--- start ---
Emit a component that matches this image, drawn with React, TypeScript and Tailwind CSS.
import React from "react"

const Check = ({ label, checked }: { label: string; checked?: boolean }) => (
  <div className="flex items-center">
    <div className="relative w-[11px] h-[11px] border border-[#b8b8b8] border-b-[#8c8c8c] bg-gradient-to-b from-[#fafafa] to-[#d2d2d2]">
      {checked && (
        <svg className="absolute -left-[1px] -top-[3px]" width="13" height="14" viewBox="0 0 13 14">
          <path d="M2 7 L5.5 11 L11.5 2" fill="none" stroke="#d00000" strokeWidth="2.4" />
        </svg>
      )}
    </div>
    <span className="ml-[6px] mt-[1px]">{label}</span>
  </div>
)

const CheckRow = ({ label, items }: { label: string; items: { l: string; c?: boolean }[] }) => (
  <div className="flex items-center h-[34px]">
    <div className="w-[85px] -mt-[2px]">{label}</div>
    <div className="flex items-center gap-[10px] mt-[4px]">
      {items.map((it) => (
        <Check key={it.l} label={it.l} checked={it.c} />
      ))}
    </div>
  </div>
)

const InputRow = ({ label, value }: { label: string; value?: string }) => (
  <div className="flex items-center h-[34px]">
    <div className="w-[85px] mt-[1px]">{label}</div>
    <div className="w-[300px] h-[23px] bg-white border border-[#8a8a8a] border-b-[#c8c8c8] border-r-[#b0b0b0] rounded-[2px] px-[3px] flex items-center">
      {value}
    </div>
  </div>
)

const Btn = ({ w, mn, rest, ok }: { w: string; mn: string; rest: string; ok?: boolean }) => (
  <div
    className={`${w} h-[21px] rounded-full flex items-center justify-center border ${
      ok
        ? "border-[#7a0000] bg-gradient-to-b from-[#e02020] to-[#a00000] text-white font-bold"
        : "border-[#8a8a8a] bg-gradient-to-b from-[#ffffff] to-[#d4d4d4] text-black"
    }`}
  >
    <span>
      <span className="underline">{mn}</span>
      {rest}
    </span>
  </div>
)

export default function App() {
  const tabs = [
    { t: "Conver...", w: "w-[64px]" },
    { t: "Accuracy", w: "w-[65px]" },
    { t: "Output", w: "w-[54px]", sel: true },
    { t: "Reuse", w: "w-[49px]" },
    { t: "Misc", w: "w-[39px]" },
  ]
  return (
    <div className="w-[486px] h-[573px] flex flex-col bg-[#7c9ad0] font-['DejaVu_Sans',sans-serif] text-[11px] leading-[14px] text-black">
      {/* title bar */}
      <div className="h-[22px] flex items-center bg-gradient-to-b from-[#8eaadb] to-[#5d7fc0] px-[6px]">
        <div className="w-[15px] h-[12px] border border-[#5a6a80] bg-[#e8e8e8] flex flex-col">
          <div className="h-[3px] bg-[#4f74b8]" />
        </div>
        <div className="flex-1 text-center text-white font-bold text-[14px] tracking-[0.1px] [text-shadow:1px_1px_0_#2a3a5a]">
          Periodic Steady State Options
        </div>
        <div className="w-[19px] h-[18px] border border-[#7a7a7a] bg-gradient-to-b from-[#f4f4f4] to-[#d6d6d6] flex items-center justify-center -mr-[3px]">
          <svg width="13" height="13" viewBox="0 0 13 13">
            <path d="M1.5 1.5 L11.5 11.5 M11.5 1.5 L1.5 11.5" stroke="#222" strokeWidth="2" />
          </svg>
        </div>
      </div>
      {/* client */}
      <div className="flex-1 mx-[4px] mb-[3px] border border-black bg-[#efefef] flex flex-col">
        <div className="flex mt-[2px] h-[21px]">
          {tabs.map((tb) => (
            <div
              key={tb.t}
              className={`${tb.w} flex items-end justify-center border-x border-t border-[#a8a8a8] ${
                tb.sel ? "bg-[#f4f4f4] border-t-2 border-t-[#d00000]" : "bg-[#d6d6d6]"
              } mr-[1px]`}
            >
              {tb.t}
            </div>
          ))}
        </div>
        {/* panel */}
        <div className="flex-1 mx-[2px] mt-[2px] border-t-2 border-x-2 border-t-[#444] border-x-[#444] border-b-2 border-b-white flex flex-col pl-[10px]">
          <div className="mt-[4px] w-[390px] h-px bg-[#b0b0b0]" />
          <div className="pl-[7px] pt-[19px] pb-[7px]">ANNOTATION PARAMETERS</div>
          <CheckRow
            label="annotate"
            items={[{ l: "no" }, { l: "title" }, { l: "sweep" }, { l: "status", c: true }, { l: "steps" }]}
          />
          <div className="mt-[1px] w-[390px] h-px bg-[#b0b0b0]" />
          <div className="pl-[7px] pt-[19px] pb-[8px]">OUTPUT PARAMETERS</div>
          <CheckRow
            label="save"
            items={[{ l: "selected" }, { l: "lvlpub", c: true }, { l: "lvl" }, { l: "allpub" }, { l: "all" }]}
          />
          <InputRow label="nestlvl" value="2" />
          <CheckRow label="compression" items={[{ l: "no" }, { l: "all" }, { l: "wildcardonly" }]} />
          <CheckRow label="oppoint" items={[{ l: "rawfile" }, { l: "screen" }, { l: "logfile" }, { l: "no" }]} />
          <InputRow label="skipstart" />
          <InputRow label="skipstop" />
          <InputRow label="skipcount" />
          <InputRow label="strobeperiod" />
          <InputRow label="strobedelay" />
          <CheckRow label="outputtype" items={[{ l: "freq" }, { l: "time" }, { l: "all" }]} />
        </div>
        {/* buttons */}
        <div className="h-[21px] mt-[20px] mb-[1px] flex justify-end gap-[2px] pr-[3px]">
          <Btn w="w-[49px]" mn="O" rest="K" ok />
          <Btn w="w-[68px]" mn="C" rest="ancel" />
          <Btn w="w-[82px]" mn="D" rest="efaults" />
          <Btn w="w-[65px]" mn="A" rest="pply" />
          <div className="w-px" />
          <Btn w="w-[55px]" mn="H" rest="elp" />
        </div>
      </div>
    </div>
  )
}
--- end ---
--- start ---
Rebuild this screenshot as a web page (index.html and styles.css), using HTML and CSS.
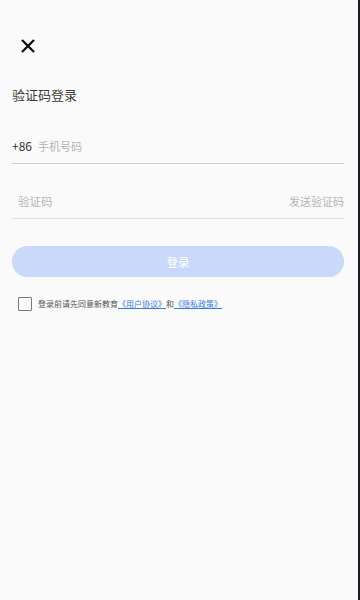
--- end ---
> Written instruction
Exactly and only the lines from the line with "Emit a component" to the line with "import React from", both included, are to be printed.

> Solution to the problem
Emit a component that matches this image, drawn with React, TypeScript and Tailwind CSS.
import React from "react"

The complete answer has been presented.